Last year, when officials realized Mendez’s LLC Urban 8 Properties had been awarded a $200,000 grant from the Brownsville Community Improvement Corporation (on which he is a sitting board member) to flip the old Coca-Cola building into a retail space, they investigated him on a formal ethics complaint. According to The Brownsville Herald, officials contemplated rewriting the advisory board’s investigative authority to prevent anyone from doing it again.

BCIC had stipulated that board members could apply, so officials eventually dismissed the complaint. But Ramiro Gonzalez, also managing member at Urban 8, resigned from his position in city government when the information came to light, the article stated. The story identified that $2 million in funding for the program had been donated by the Musk Foundation.

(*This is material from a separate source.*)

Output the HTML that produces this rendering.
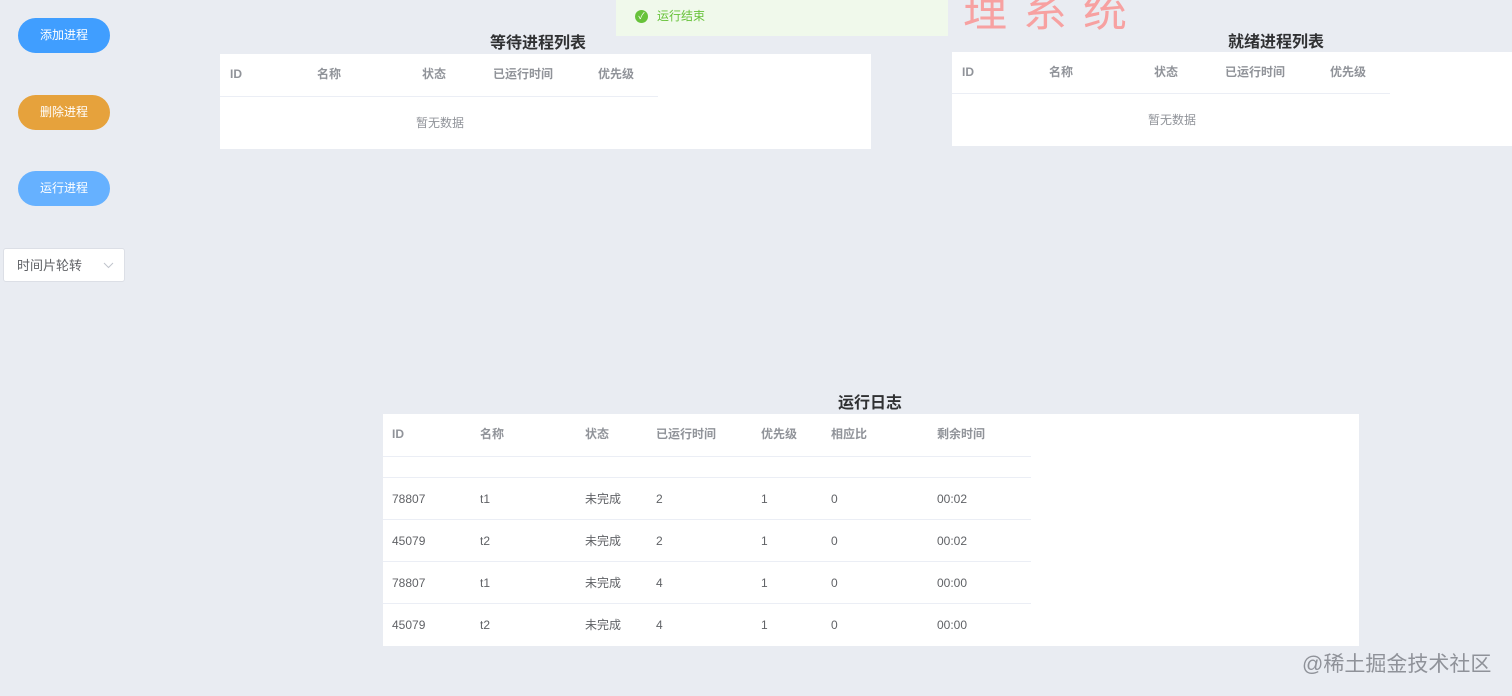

A researcher I spoke to who works at the intersection of economics and public policy made clear that at the end of the day, this is the system at work. State and local officials have incentive to interact with Elon Musk and other aerospace industry investors in ways that bolster public image and uphold that status quo. In order to entice investment and create a base of taxpayer money, leaders must first attract investment by pushing poverty out of sight. And as property values rise, displacement grows. 

The goal of those with wealth and power becomes an effort to keep signs of poverty invisible, dissent silenced, and those with a voice comfortable enough not to ask questions. After all, people with money simply work harder, are smarter and more innovative than the rest of us working for wages that barely cover rent.

Musk, Mendez, and others like them won’t acknowledge the harm most people experience as they profit in part because doing so would mean unraveling the system itself. 

Inclusive growth means examining capitalism at its roots and rethinking narratives that ask us to ignore reality. To address the problem is to roll back the blinders and take hold of a collective identity – one that doesn’t exclude the people below you.